Volvimos a Chile de los 80, ya casi al final de la década. Existía remordimiento cultural, se sentía en el ambiente. Reproches, ansias y ruido, excepto por las olas en la oscuridad de la noche, que existía como consuelo. Existían las mismas viejas noticias, no sólo el país mortal con espuma en el acantilado haciendo reino del poder, sino que más allá de ese acantilado, estaban las mismas personas aún, como con cáscaras blancas y marinas acostumbradas a asustar. Vi esperanzas que brillaban fríamente, como espinas inamovibles con su paciencia eterna y perjudicial. ¿Se habían acostumbrado al miedo? No lo sé. Quizás la conmemoración constante de la declinación humana, a rememorar el pasado, aunque fuera doloroso, total, el presente era igual de doloroso.

Existía cansancio de ser lentos y miedosos. Incluso cansaba ese exquisito equilibrio entre los espacios y los momentos de aquellos años. Porque finalmente la situación de la infinita década, te permitía ser invisible, anónimo y transparente. Viajante como una hoja. Voz entre la hierba, amarillo junto al muro, aunque extrañamente pocos muros existían. Sabíamos que tarde o temprano aquello terminaría. Debíamos romper el miedo, la templanza en la frontera del terror, dejar de ser anónimos. Sabíamos que era verdad. Por eso vi a mis padres entusiasmados, ellos los ex inmigrantes, los que habían vivido la pobreza de los 80, aquellos que habían pintado sin cesar la protesta estética de la década. Sin tristeza, había que abrirse a permitir que ocurran las cosas, al modo de ser hombres y mujeres de valentía, levantarse plateados y abundantes en la tarde lenta de los 80.

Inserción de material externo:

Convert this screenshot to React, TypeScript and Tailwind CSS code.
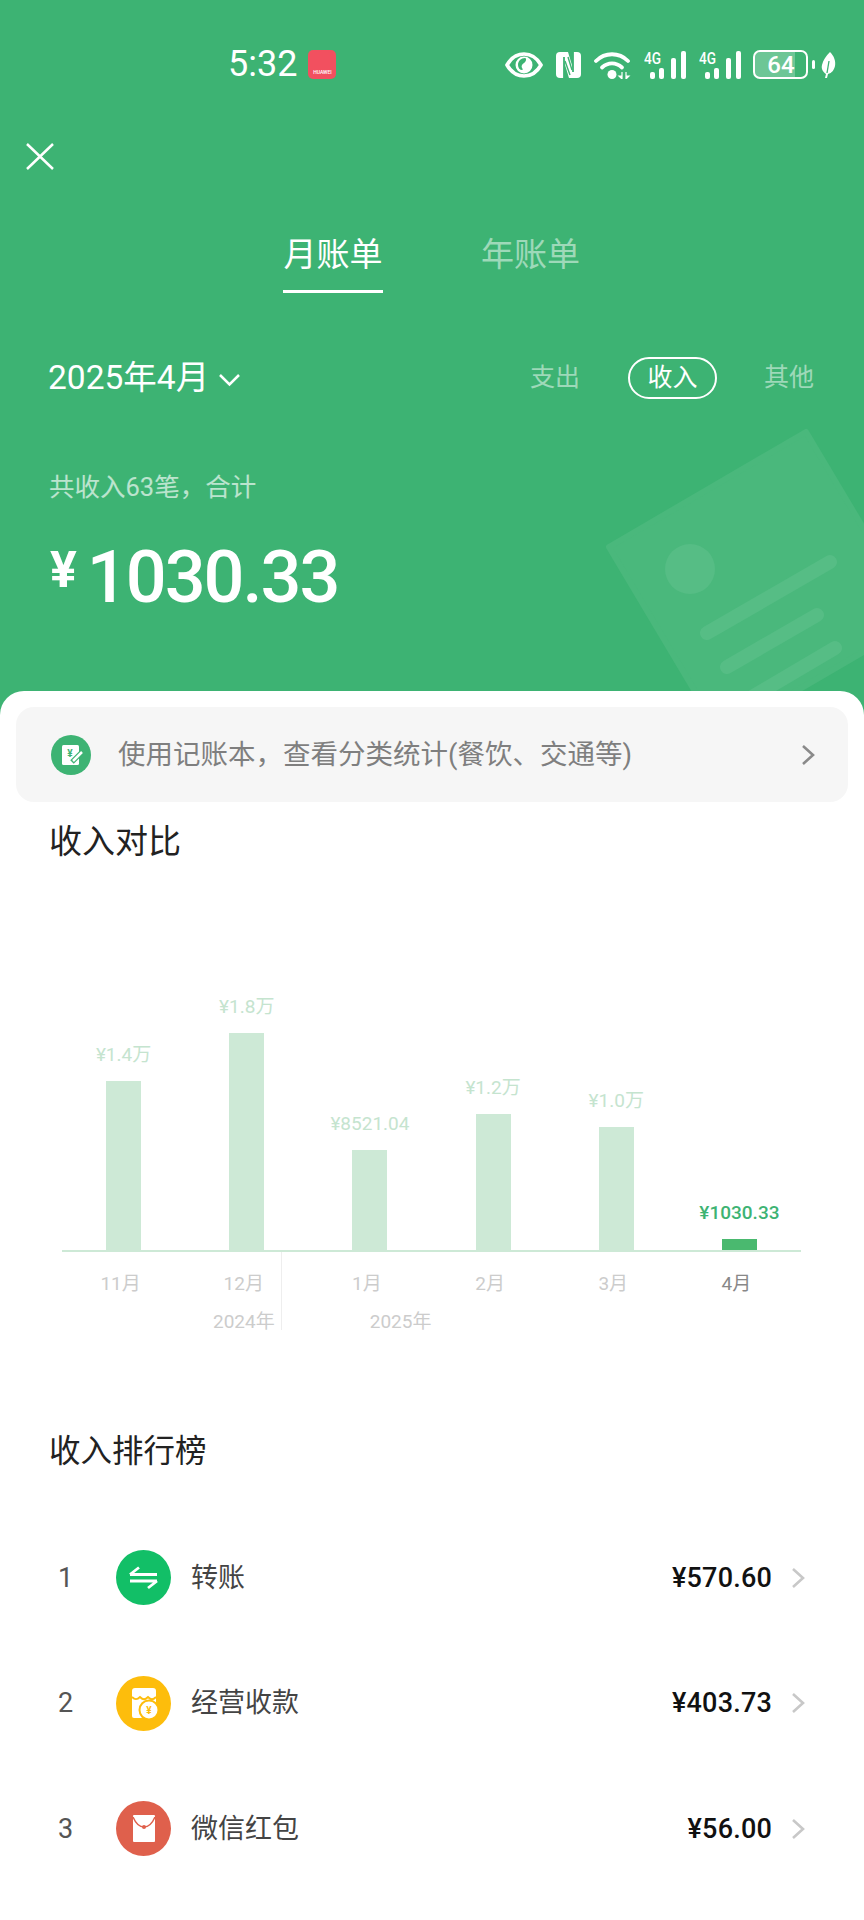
const font = 'font-["Roboto","Noto_Sans_CJK_SC",sans-serif]';

const bars = [
  { month: '11月', label: '¥1.4万', height: 'h-[169px]' },
  { month: '12月', label: '¥1.8万', height: 'h-[217px]' },
  { month: '1月', label: '¥8521.04', height: 'h-[100px]' },
  { month: '2月', label: '¥1.2万', height: 'h-[136px]' },
  { month: '3月', label: '¥1.0万', height: 'h-[123px]' },
  { month: '4月', label: '¥1030.33', height: 'h-[11px]', active: true },
];

function Eye() {
  return (
    <svg width="38" height="26" viewBox="0 0 38 26">
      <path d="M2 13C6.500 5 12 2 19 2s12.500 3 17 11c-4.500 8-10 11-17 11S6.500 21 2 13Z" fill="none" stroke="white" strokeWidth="3.600" />
      <circle cx="19" cy="13" r="8.500" fill="white" />
      <path d="M20 6c-4 0-7 3-7 7 0 3 2 5 4 5 1 0 1-1 0-2-1-2 0-4 2-5 2-1 3-5 1-5Z" fill="#3db373" />
    </svg>
  );
}

function Nfc() {
  return (
    <svg width="27" height="28" viewBox="0 0 27 28">
      <path d="M1 5a4 4 0 0 1 4-4h4v26H5a4 4 0 0 1-4-4Z" fill="white" />
      <path d="M26 5a4 4 0 0 0-4-4h-4v26h4a4 4 0 0 0 4-4Z" fill="white" />
      <path d="M8 1h5l6 20v6h-5L8 7Z" fill="white" />
      <path d="M10 10l5 14M13 6l4 13" stroke="#3db373" strokeWidth="1.400" fill="none" />
      <path d="M9 6v21M18 1v20" stroke="#3db373" strokeWidth="1.800" fill="none" />
    </svg>
  );
}

function Wifi() {
  return (
    <svg width="38" height="28" viewBox="0 0 38 28">
      <path d="M2 10C11 1 25 1 34 10" fill="none" stroke="white" strokeWidth="3.800" strokeLinecap="round" />
      <path d="M8 16.500c6-5.500 14-5.500 20 0" fill="none" stroke="white" strokeWidth="3.800" strokeLinecap="round" />
      <circle cx="18" cy="23.500" r="4.500" fill="white" />
      <path d="M28 21v7l-3-3h3M32 21v7l3-3h-3" fill="white" stroke="white" strokeWidth="1.200" />
    </svg>
  );
}

function Signal() {
  return (
    <div className="relative h-[28px] w-[43px]">
      <span className="absolute left-0 top-[-2px] origin-left scale-x-[0.8] text-[17px] leading-[18px] font-medium text-white">4G</span>
      <div className="absolute left-[6px] bottom-0 h-[7px] w-[5px] rounded-[2px] bg-white" />
      <div className="absolute left-[15px] bottom-0 h-[11px] w-[5px] rounded-[2px] bg-white" />
      <div className="absolute left-[27px] bottom-0 h-[21px] w-[5px] rounded-[2px] bg-white" />
      <div className="absolute left-[37px] bottom-0 h-[28px] w-[5px] rounded-[2px] bg-white" />
    </div>
  );
}

function Leaf() {
  return (
    <svg width="15" height="26" viewBox="0 0 15 26">
      <path d="M9 0c4 4 6 9 5 14-1 4-3 7-7 8l-1 4H4l1-4C2 20 0 17 1 13 2 8 5 4 9 0Z" fill="white" />
      <path d="M8 9 6 21" stroke="#3db373" strokeWidth="1.300" />
    </svg>
  );
}

function BookIcon() {
  return (
    <svg width="40" height="40" viewBox="0 0 40 40">
      <circle cx="20" cy="20" r="20" fill="#3db373" />
      <rect x="11" y="10" width="17" height="20" rx="1.500" fill="white" />
      <text x="19" y="22" textAnchor="middle" fontSize="10" fontWeight="700" fill="#3db373" fontFamily="Roboto">¥</text>
      <path d="M21 27l10-10" stroke="#3db373" strokeWidth="5" />
      <path d="M22 26l9-9" stroke="white" strokeWidth="2.500" />
    </svg>
  );
}

function TransferIcon() {
  return (
    <svg width="55" height="55" viewBox="0 0 55 55">
      <circle cx="27.500" cy="27.500" r="27.500" fill="#12bf67" />
      <path d="M14 24.500h27M14 24.500l9-7M41 31H14M41 31l-9 7" fill="none" stroke="white" strokeWidth="2.800" />
    </svg>
  );
}

function ShopIcon() {
  return (
    <svg width="55" height="55" viewBox="0 0 55 55">
      <circle cx="27.500" cy="27.500" r="27.500" fill="#fdbd0c" />
      <path d="M16 15a3 3 0 0 1 3-3h18a3 3 0 0 1 3 3v25a2 2 0 0 1-2 2H18a2 2 0 0 1-2-2Z" fill="white" />
      <path d="M16 21c3 3 5 3 8 0 3 3 5 3 8 0 3 3 5 3 8 0" fill="none" stroke="#fdbd0c" strokeWidth="1.800" />
      <circle cx="33" cy="34" r="9.500" fill="white" stroke="#fdbd0c" strokeWidth="2" />
      <text x="33" y="38" textAnchor="middle" fontSize="10" fontWeight="700" fill="#fdbd0c" fontFamily="Roboto">¥</text>
    </svg>
  );
}

function PacketIcon() {
  return (
    <svg width="55" height="55" viewBox="0 0 55 55">
      <circle cx="27.500" cy="27.500" r="27.500" fill="#df604c" />
      <rect x="17" y="14" width="22" height="27" rx="1" fill="white" />
      <path d="M17 16c3 7 7 10 11 10s8-3 11-10" fill="none" stroke="#df604c" strokeWidth="1.500" />
      <circle cx="28" cy="26" r="2" fill="#df604c" />
    </svg>
  );
}

function Chevron({ className }: { className: string }) {
  return (
    <svg className={className} viewBox="0 0 14 22" fill="none" stroke="currentColor" strokeWidth="2.600">
      <path d="M2 2l10 9-10 9" />
    </svg>
  );
}

const ranks = [
  { no: 1, name: '转账', amount: '¥570.60', icon: <TransferIcon /> },
  { no: 2, name: '经营收款', amount: '¥403.73', icon: <ShopIcon /> },
  { no: 3, name: '微信红包', amount: '¥56.00', icon: <PacketIcon /> },
];

export default function App() {
  return (
    <div className={`h-[1920px] w-[864px] overflow-hidden bg-white ${font}`}>
      <section className="relative h-[716px] overflow-hidden bg-[#3db373] text-white">
        <svg className="absolute left-0 top-0" width="864" height="716" viewBox="0 0 864 716">
          <path d="M609 547 806 432 918 620 721 735Z" fill="#4ab87c" stroke="#4ab87c" strokeWidth="6" strokeLinejoin="round" />
          <circle cx="690" cy="569" r="25" fill="#56bd85" />
          <path d="M707 633 830 562M727 667 817 615M752 697 835 648" stroke="#56bd85" strokeWidth="14" strokeLinecap="round" />
        </svg>

        <div className="relative mt-[50px] flex h-[29px] items-center pl-[228px]">
          <span className="text-[36px] leading-[29px]">5:32</span>
          <div className="ml-[11px] flex h-[29px] w-[28px] flex-col items-center justify-end rounded-[5px] bg-[#f2505f] pb-[4px]">
            <span className="text-[5px] leading-[6px] font-medium">HUAWEI</span>
          </div>
          <div className="ml-[169px] flex items-center gap-[12px]">
            <Eye />
            <Nfc />
            <Wifi />
            <Signal />
            <Signal />
            <div className="ml-[-1px] flex items-center">
              <div className="relative flex h-[29px] w-[55px] items-center justify-center rounded-[7px] border-[2.500px] border-white text-[24px] leading-[24px] font-medium">
                <div className="absolute inset-y-0 left-0 w-[40px] rounded-l-[4px] bg-white/25" />
                <span className="relative">64</span>
              </div>
              <div className="ml-[4px] h-[9px] w-[3px] rounded-full bg-white" />
              <div className="ml-[6px]">
                <Leaf />
              </div>
            </div>
          </div>
        </div>

        <svg className="relative ml-[26px] mt-[64px]" width="28" height="27" viewBox="0 0 28 27" fill="none" stroke="white" strokeWidth="2.500">
          <path d="M1 1l26 25M27 1 1 26" />
        </svg>

        <div className="relative mt-[69px] flex h-[56px] gap-[98px] pl-[283px] text-[33px] leading-[32px]">
          <div className="h-[54px] w-[100px] border-b-[3px] border-white text-center">月账单</div>
          <div className="text-white/50">年账单</div>
        </div>

        <div className="relative mt-[62px] flex h-[42px] items-center pl-[48px] pr-[50px]">
          <span className="text-[33.500px] leading-none">2025年4月</span>
          <svg className="ml-[9px] mt-[4px]" width="23" height="14" viewBox="0 0 23 14" fill="none" stroke="white" strokeWidth="2.500">
            <path d="M2 2l9.500 9.500L21 2" />
          </svg>
          <div className="ml-auto flex items-center text-[25px]">
            <span className="text-white/50">支出</span>
            <span className="ml-[48px] flex h-[42px] w-[89px] items-center justify-center rounded-full border-2 border-white">收入</span>
            <span className="ml-[47px] text-white/50">其他</span>
          </div>
        </div>

        <p className="relative ml-[49px] mt-[70px] text-[25.500px] leading-[36px] text-white/65">共收入63笔，合计</p>

        <div className="relative ml-[50px] mt-[33px] flex items-start">
          <span className="mt-[7px] text-[50px] leading-[50px] font-bold">¥</span>
          <span className="ml-[10px] text-[72px] leading-[80px] font-medium tracking-[-2px]">1030.33</span>
        </div>
      </section>

      <main className="relative -mt-[25px] rounded-t-[24px] bg-white pt-[16px]">
        <div className="mx-[16px] flex h-[95px] items-center rounded-[18px] bg-[#f6f6f6] pl-[35px] pr-[33px]">
          <BookIcon />
          <span className="ml-[27px] text-[27.500px] text-[#7f7f7f]">使用记账本，查看分类统计(餐饮、交通等)</span>
          <Chevron className="ml-auto h-[22px] w-[14px] text-[#8a8a8a]" />
        </div>

        <h2 className="ml-[49px] mt-[20px] text-[33px] leading-[40px] text-[#222222]">收入对比</h2>

        <div className="ml-[62px] mt-[117px] w-[739px]">
          <div className="grid h-[273px] grid-cols-6 items-end border-b-2 border-[#cde9d6]">
            {bars.map((bar) => (
              <div key={bar.month} className="flex flex-col items-center">
                <span className={`mb-[14px] whitespace-nowrap text-[19px] leading-[24px] ${bar.active ? 'font-medium text-[#3db373]' : 'text-[#c5e4cf]'}`}>{bar.label}</span>
                <div className={`w-[35px] ${bar.height} ${bar.active ? 'bg-[#4ab96f]' : 'bg-[#cde9d6]'}`} />
              </div>
            ))}
          </div>
          <div className="relative">
            <div className="absolute left-[219px] top-0 h-[78px] w-px bg-[#eeeeee]" />
            <div className="grid grid-cols-6 pt-[20px]">
              {bars.map((bar) => (
                <span key={bar.month} className={`pr-[6px] text-center text-[19px] leading-[24px] ${bar.active ? 'text-[#888888]' : 'text-[#cccccc]'}`}>{bar.month}</span>
              ))}
            </div>
            <div className="mt-[14px] flex pl-[151px] text-[19px] leading-[24px] text-[#cccccc]">
              <span>2024年</span>
              <span className="ml-[95px]">2025年</span>
            </div>
          </div>
        </div>

        <h2 className="ml-[49px] mt-[98px] text-[31.500px] leading-[40px] text-[#222222]">收入排行榜</h2>

        <ul className="mt-[43px]">
          {ranks.map((row) => (
            <li key={row.no} className="flex h-[125.500px] items-center pl-[58px] pr-[59px]">
              <span className="w-[58px] text-[27px] text-[#555555]">{row.no}</span>
              {row.icon}
              <span className="ml-[20px] text-[27px] text-[#444444]">{row.name}</span>
              <span className="ml-auto text-[27px] font-medium tracking-[0.200px] text-[#111111]">{row.amount}</span>
              <Chevron className="ml-[19px] h-[22px] w-[14px] text-[#c8c8c8]" />
            </li>
          ))}
        </ul>
      </main>
    </div>
  );
}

Debían terminar esos años. De paciencia, de lentitud, y también de apasionada forma de habitar el espacio. De mirar y remirar. Conocer y reconocer. Terminamos los 80 con ansiedad, con paranoia del futuro que venía, con proeza de prometerlo todo. Nací en esos años, nací en esa década, y aunque me rehusaba, fue medular, me condujo como a toda nuestra generación, nos llevo y nos retiró, y aún lo hacemos, como el inmenso paternalismo del pasado.